What to do: Leaving the pictures out, print the lines from the first line of the listing through the line containing "import React from", exactly as they read, and no others.

Source data:
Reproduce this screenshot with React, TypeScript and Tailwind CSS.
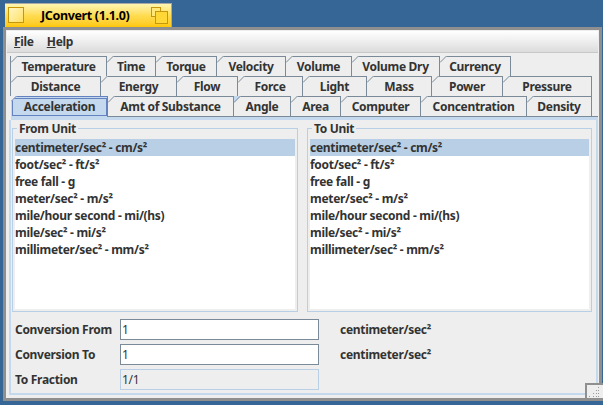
import React from "react";

const rows: [string, number][][] = [
  [["Temperature", 97], ["Time", 49], ["Torque", 61], ["Velocity", 69], ["Volume", 66], ["Volume Dry", 88], ["Currency", 71]],
  [["Distance", 91], ["Energy", 76], ["Flow", 61], ["Force", 65], ["Light", 64], ["Mass", 65], ["Power", 71], ["Pressure", 89]],
  [["Acceleration", 98], ["Amt of Substance", 126], ["Angle", 57], ["Area", 50], ["Computer", 80], ["Concentration", 106], ["Density", 65]],
];

function Tab({ label, width, first, hot }: { label: string; width: number; first?: boolean; hot?: boolean }) {
  return (
    <div
      style={{ width }}
      className={
        "relative h-[20px] shrink-0 flex items-center justify-center border-t border-r border-[#7a8a99] bg-[#eeeeee] text-[#333333] " +
        (first ? "border-l" : "")
      }
    >
      <svg width="7" height="7" viewBox="0 0 7 7" className="absolute left-0 -top-px">
        <path d="M0 0H7L0 7Z" fill={hot ? "#c4d9ee" : "#eeeeee"} />
        <path d="M0 6.5L6.5 0" stroke="#7a8a99" fill="none" />
      </svg>
      {label}
    </div>
  );
}

function SelectedTab({ label, width }: { label: string; width: number }) {
  return (
    <div style={{ width }} className="relative h-[21px] shrink-0 bg-[#c4d9ee] border-t border-r border-[#6382bf] pl-[1px]">
      <svg width="6" height="6" viewBox="0 0 6 6" className="absolute left-0 -top-px">
        <path d="M0 0H6L0 6Z" fill="#eeeeee" />
        <path d="M0 5.5L5.5 0" stroke="#6382bf" fill="none" />
      </svg>
      <div className="h-[18px] mt-[1px] border border-[#6382bf] flex items-center justify-center text-[#333333]">{label}</div>
    </div>
  );
}

const units = [
  "centimeter/sec² - cm/s²",
  "foot/sec² - ft/s²",
  "free fall - g",
  "meter/sec² - m/s²",
  "mile/hour second - mi/(hs)",
  "mile/sec² - mi/s²",
  "millimeter/sec² - mm/s²",
];

function UnitBox({ title, width }: { title: string; width: string }) {
  return (
    <div className={"relative h-[184px] border border-[#b8cfe5] pl-[2px] pr-[2px] pt-[10px] pb-[2px] " + width}>
      <div className="absolute left-[4px] -top-[7px] bg-[#eeeeee] px-[2px] leading-[14px] text-[#333333]">{title}</div>
      <div className="h-full bg-white">
        {units.map((u, i) => (
          <div key={u} className={"h-[17px] leading-[17px] text-[#333333] whitespace-nowrap " + (i === 0 ? "bg-[#b8cfe5]" : "")}>
            {u}
          </div>
        ))}
      </div>
    </div>
  );
}

function Field({ label, value, unit, disabled }: { label: string; value: string; unit?: string; disabled?: boolean }) {
  return (
    <div className="flex items-center h-[21px]">
      <div className="w-[105px] pt-[1px] text-[#333333]">{label}</div>
      <div
        className={
          "w-[199px] h-[21px] flex items-center pl-[1px] pt-[1px] font-normal text-[#333333] border " +
          (disabled ? "bg-[#eeeeee] border-[#b8cfe5]" : "bg-white border-[#7a8a99]")
        }
      >
        {value}
      </div>
      {unit && <div className="ml-[21px] pt-[1px] text-[#333333]">{unit}</div>}
    </div>
  );
}

export default function App() {
  return (
    <div className="relative w-[603px] h-[405px] overflow-hidden bg-[#366696] flex flex-col pt-[3px] text-[12px] font-bold tracking-[-0.3px] [font-family:'Noto_Sans',sans-serif]">
      <div className="relative w-[167px] h-[24px] shrink-0 ml-[5px] bg-gradient-to-b from-[#fff6b0] via-[#ffdc50] to-[#ffc800] border-t border-r border-[#a8a8a8]">
        <div className="absolute left-[3px] top-[3px] w-[16px] h-[16px] border border-[#c8960a] bg-gradient-to-br from-[#fff6c0] to-[#ffe060]" />
        <div className="absolute left-[36px] top-0 h-[24px] flex items-center text-[12.5px] tracking-[-0.35px] text-black whitespace-nowrap">JConvert (1.1.0)</div>
        <svg width="17" height="17" viewBox="0 0 17 17" className="absolute left-[146px] top-[3px]">
          <rect x="0.5" y="0.5" width="9" height="9" fill="#ffe878" stroke="#c8960a" />
          <rect x="4.5" y="4.5" width="12" height="12" fill="#ffd838" stroke="#c8960a" />
        </svg>
      </div>
      <div className="ml-[3px] w-[599px] h-[374px] shrink-0 flex flex-col border-[3px] border-[#8f8f8f] bg-[#eeeeee] p-[1px]">
        <div className="h-[22px] shrink-0 flex items-center gap-[13px] pl-[7px] bg-gradient-to-b from-white to-[#dcdcdc] border-b border-[#c8c8c8] text-[#333333]">
          <span><u>F</u>ile</span>
          <span><u>H</u>elp</span>
        </div>
        <div className="flex flex-col flex-1 pl-[2px] pt-[3px] pb-[2px]">
          <div className="relative flex flex-col pl-[1px]">
            <div className="flex h-[20px]">
              {rows[0].map(([l, w], j) => <Tab key={l} label={l} width={w} first={j === 0} />)}
            </div>
            <div className="flex h-[20px]">
              {rows[1].map(([l, w], j) => <Tab key={l} label={l} width={w} first={j === 0} />)}
            </div>
            <div className="flex h-[20px] pl-[1px]">
              {rows[2].map(([l, w], j) =>
                j === 0 ? <SelectedTab key={l} label={l} width={w - 1} /> : <Tab key={l} label={l} width={w} hot={l === "Angle"} />
              )}
            </div>
          </div>
          <div className="h-[4px] shrink-0 bg-[#c4d9ee] border-t border-[#7a8a99] ml-[2px] w-[587px]" />
          <div className="flex-1 w-[589px] border-x-2 border-b-2 border-[#c4d9ee] pl-[1px] pt-[8px]">
            <div className="flex gap-[9px]">
              <UnitBox title="From Unit" width="w-[286px]" />
              <UnitBox title="To Unit" width="w-[285px]" />
            </div>
            <div className="mt-[7px] pl-[3px] flex flex-col gap-[4px]">
              <Field label="Conversion From" value="1" unit="centimeter/sec²" />
              <Field label="Conversion To" value="1" unit="centimeter/sec²" />
              <Field label="To Fraction" value="1/1" disabled />
            </div>
          </div>
        </div>
      </div>
      <svg width="18" height="18" viewBox="0 0 18 18" className="absolute left-[585px] top-[383px]">
        <path d="M1 18V1H18V18Z" fill="#eeeeee" />
        <path d="M1 15V1H18" fill="none" stroke="#8f8f8f" strokeWidth="2" />
        <path d="M0 16.5H18" fill="none" stroke="#8f8f8f" strokeWidth="3" />
        <g fill="#9a9a9a">
          <rect x="13" y="4" width="1" height="1" /><rect x="11" y="7" width="1" height="1" /><rect x="13" y="7" width="1" height="1" />
          <rect x="8" y="10" width="1" height="1" /><rect x="11" y="10" width="1" height="1" /><rect x="13" y="10" width="1" height="1" />
          <rect x="4" y="13" width="1" height="1" /><rect x="8" y="13" width="1" height="1" /><rect x="11" y="13" width="1" height="1" /><rect x="13" y="13" width="1" height="1" />
        </g>
      </svg>
    </div>
  );
}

Final result:
Reproduce this screenshot with React, TypeScript and Tailwind CSS.
import React from "react";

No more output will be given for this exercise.